Hangi belediye icat etmiş bilmiyorum ama bildiğim bir şey var ki bu icat, ne çevreci ne insani ne de estetiktir.

Sanırım Türkiye’nin bütün belediyeleri park alanı yaratmak adına bu işgalci tutumu uyguluyorlar. Amaç belli belediye bütçesine yeni girdiler yaratmak. Oysa bu uygulamalar, yolları daraltmakta araç akışını engellemekte ve yaya haklarını gasp etmektedir. Dolayısıyla insan haklarına aykırıdır. Öyle anlaşılıyor ki belediyeler yeni kaynak yaratmak adına; cadde düzenini ve yaya hakları gibi evrensel değerleri rafa kaldırmış durumda. Bu sözde park uygulamaları, zaten her bakımdan problemli olan kentlerimizi “Araç Kent” görüntüsüne sokuyor ve kentin ruhu iyice kararıyor.

Şüphesiz ki Trabzon belediyesinin sorunlarının başında park sorunu geliyor. Ve belediye bu sorunu diğer öncülerinden örnek alarak çözdü, çünkü artık, “TRAPARK” var ve o her yerde.

Zaten daracık olan yollarımız böylece yeni bir ortakla tanışmış oluyor: TRAPARK. Yolun bir kenarına sarı bir şerit, merkezi bir yere küçük ve beyaz bir kulübe, işlem tamam park sorunu çözümlenmiştir.

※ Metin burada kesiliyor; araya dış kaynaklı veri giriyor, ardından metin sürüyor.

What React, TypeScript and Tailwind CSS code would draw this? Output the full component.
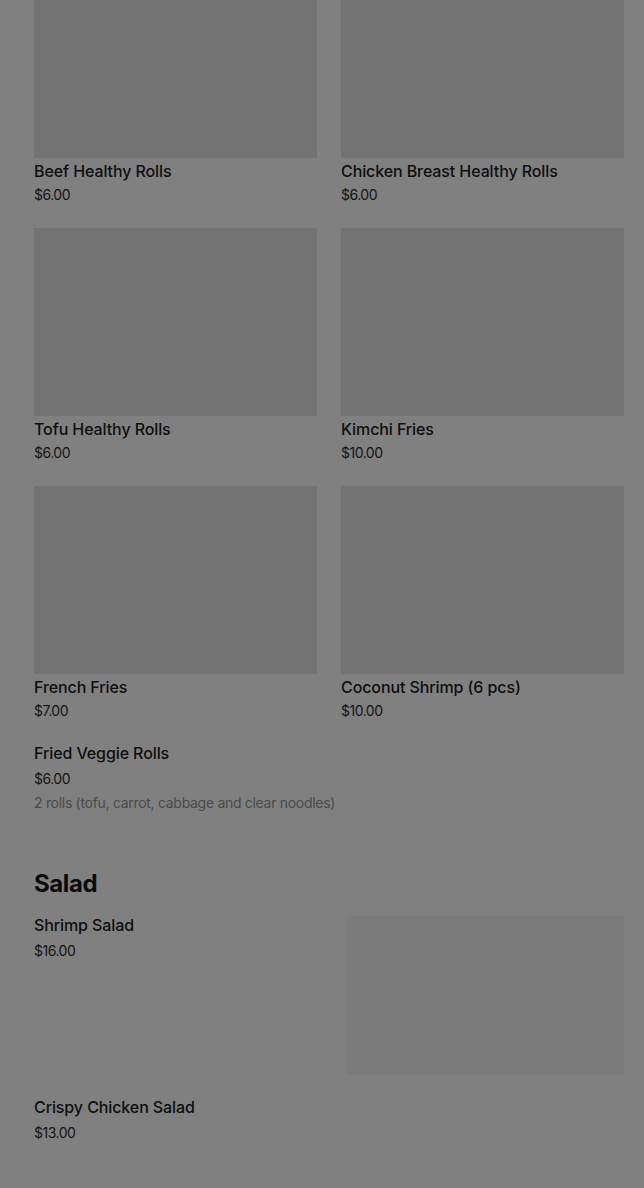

Bu uygulamaya uyanık sürücülerin yaya kaldırımını araç parkı olarak kullanmaları da eklenince artık şehir katlanılır olmaktan çıkıyor.

Modern ya da tarihi kent iddiasına TRAPARK çok ilkel bir görüntü sunmuyor mu?

Her tarafa babalar dikip yolları daraltmak, kaldırımları ve yolları araç park alanı olarak kullanmak çağdışı kalmış bir yöntem olsa gerek. Daha akılcı ve çevreci hamleler gerekiyor. Günü kurtarmak uğruna yarınımızı park alanına çeviremeyiz...

***

Çok ileri boyutta bir şehir parkı eksikliğimiz var. Coğrafi olarak yeşili en bol olduğu bilinen bu bölgede yeşil alanlara ve parklara muhtaç bir beton kent yaratmayı başarmışız. Bu yaklaşım kentin ömrünü tüketiyor.

Umarım tarihi Avni Aker alanı bu eksikliği gidermek amacıyla yapılandırılır. Çevresinde,

“AVM” olmayan, insan ve doğa merkezli yeni bir cazibe alanı yaratılıp, Meydan’ın yoğunluğu o alana doğru kaydırılabilir. Zira artık Meydan bu yoğunluğu taşımaz oldu. İnsanlarımızı Forum ve Meydan git gelinden kurtaracak yeni ilgi alanları yaratmak gerekir.

Avni Aker alanına dair umudumu koruyorum, inşallah bu anlamda bir hayal kırıklığına uğramayız. Bu bağlamda güncellenip kente kazandırılması gereken bir parkımız var; “Fatih Parkı.” Nedendir bilinmez orası atıl bir durumda terk edilmiş izlenimi vermektedir. Oysa yeşili ve alanı Meydan Parkından çok daha değerlidir. Fatih Parkı acil bir düzenleme bekliyor. Doğa bilimi, estetik, park mimarisi tarih ve modernsizimden beslenecek yeni bir yapılanma parka ruh ve albeni kazandırabilir.

Parkın belleklerde kalan olumsuz izleri bir proje kapsamında silinmeli; kente yeni bir yüz ve yeni bir nefes alanı kazandırılmalıdır.

Ve bu yapılırken köprü altı dolmuş düzeni de yeniden gözden geçirilmelidir. Zira o alan bir “huni” biçiminde araçlar gelip bu huniye dökülüyor ve inanılmaz bir trafik karmaşası yaşanıyor.

O alan kentin merkeziyse yeni bir düzenlemeyi fazlasıyla hak ediyor.

Bu düzenlemeler gecikmeden yapılmalı, zira gecikmelere ve ihmallere Trabzon’un tahammülü kalmadı artık.